Multifunctional Biomimetic e-Skin Constructed In Situ on Tanned Sheep Leather as a Multimodal Sensor for the Monitoring of Motion and Health

Bionic electronic skin, with its integrated biological functions, is capable of sensing and responding to external stimuli, potentially surpassing the ideal flexibility of natural skin in certain aspects. Most current preparation strategies employ the "bottom-up" approach, using various monomers or polymer materials to construct artificial networks through physical or chemical cross-linking, leading to issues of complexity and limited performance. In this work, we adopted a "top-down" strategy, in which the collagen fiber network of natural aluminum-tanned sheepskin was utilized as a scaffold to load monomers itaconic acid (IA) and hydroxyethyl acrylate (HEA). The subsequent in situ polymerization of IA and HEA led to the formation of poly(itaconic acid-co-hydroxyethyl acrylate) (P(IA-HEA)) and its filling among sheepskin collagen fiber skeleton, which results in the successful fabrication of a high-strength bionic electronic skin based on natural sheepskin (LIHEZ). The advantage of this approach is that it can retain the structure and properties of natural sheepskin and give the resulting LIHEZ multiple functions (e.g., electrical conductivity, adhesion, bacteriostasis, biocompatibility, and environmental stability), thereby replicating or even surpassing the performance of natural animal skin. LIHEZ demonstrated sensitive stimulus responsiveness and durability and could serve as multimodal sensors (strain, temperature, humidity, and bioelectricity) to efficiently monitor various human movements, physiological signals, and changes in environmental temperature and humidity.
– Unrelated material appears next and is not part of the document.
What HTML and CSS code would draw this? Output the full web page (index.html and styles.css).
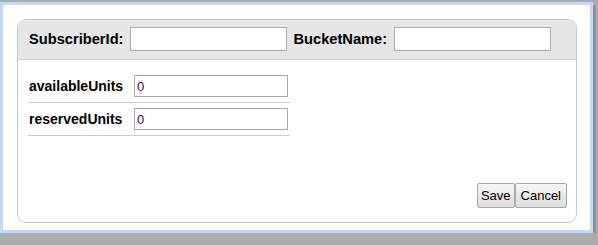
FILE: index.html
```html
<!DOCTYPE html>
<html>
  <head>
    <link rel="stylesheet" href="styles.css">
  </head>
  <body>
    <div class="dialog">
      <form class="panel" name="bucket-form">
        <div class="panelHead">
          <label class="headLabel" for="subscriberId">SubscriberId:</label>
          <input class="headInput" id="subscriberId" name="subscriberId" value="">
          <label class="headLabel" for="bucketName">BucketName:</label>
          <input class="headInput" id="bucketName" name="bucketName" value="">
        </div>
        <div class="panelBody">
          <table class="units" cellspacing="0" cellpadding="0">
            <tr>
              <td class="unitLabel">availableUnits</td>
              <td class="unitCell"><input class="unitInput" name="availableUnits" value="0"></td>
            </tr>
            <tr>
              <td class="unitLabel">reservedUnits</td>
              <td class="unitCell"><input class="unitInput" name="reservedUnits" value="0"></td>
            </tr>
          </table>
        </div>
        <div class="panelFoot">
          <input type="button" class="btn" value="Save">
          <input type="button" class="btn" value="Cancel">
        </div>
      </form>
    </div>
  </body>
</html>
```

FILE: styles.css
```css
* {
  box-sizing: border-box;
}
body {
  margin: 0;
  padding-top: 2px;
  background-color: #ababab;
  font-family: "Liberation Sans", Arial, sans-serif;
  color: #000;
}
.dialog {
  width: 593px;
  height: 231px;
  background-color: #fff;
  border: 3px solid #c3d7f7;
  padding: 14px 12px 8px 14px;
  box-shadow: 3px 3px 0 #909090;
}
.panel {
  margin: 0;
  width: 560px;
  height: 204px;
  border: 1px solid #c9c9c9;
  border-radius: 9px;
  display: flex;
  flex-direction: column;
  overflow: hidden;
}
.panelHead {
  height: 40px;
  background-color: #e6e6e6;
  border-bottom: 1px solid #cfcfcf;
  display: flex;
  align-items: center;
  padding: 0 0 1px 11px;
}
.headLabel {
  font-size: 14.67px;
  font-weight: bold;
  margin-right: 7px;
}
.headInput {
  width: 157px;
  height: 24px;
  border: 1px solid #a9a9a9;
  background-color: #fff;
  margin: 0 6px 0 0;
  font-family: inherit;
  font-size: 13px;
  padding: 0 2px;
}
.panelBody {
  flex: 1;
  padding: 10px 0 0 10px;
}
.units {
  border-collapse: collapse;
}
.units td {
  border-bottom: 1px solid #cdcdcd;
  padding: 5px 0;
}
.unitLabel {
  width: 106px;
  padding-left: 1px !important;
  font-size: 14px;
  font-weight: bold;
}
.unitCell {
  padding-right: 2px !important;
}
.unitInput {
  display: block;
  width: 154px;
  height: 22px;
  border: 1px solid #a9a9a9;
  margin: 0;
  padding: 0 2px;
  font-family: inherit;
  font-size: 13px;
  color: #330a55;
}
.panelFoot {
  display: flex;
  justify-content: flex-end;
  padding: 0 9px 14px 0;
}
.btn {
  height: 25px;
  margin: 0;
  padding: 0 3px;
  border: 1px solid #a7a7a7;
  border-radius: 2px;
  background: linear-gradient(#f6f6f6, #dddddd);
  font-family: inherit;
  font-size: 13px;
  color: #000;
}
.btn + .btn {
  padding: 0 5px;
}
```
This diversified data collection provides reliable assurance for monitoring human health. The present construction method using sheepskin as the substrate not only breaks the conventional strategies and single applications but also provides new insights for the selection of flexible device substrates, promising to be a next-generation ideal material for constructing intelligent bionic electronic skin.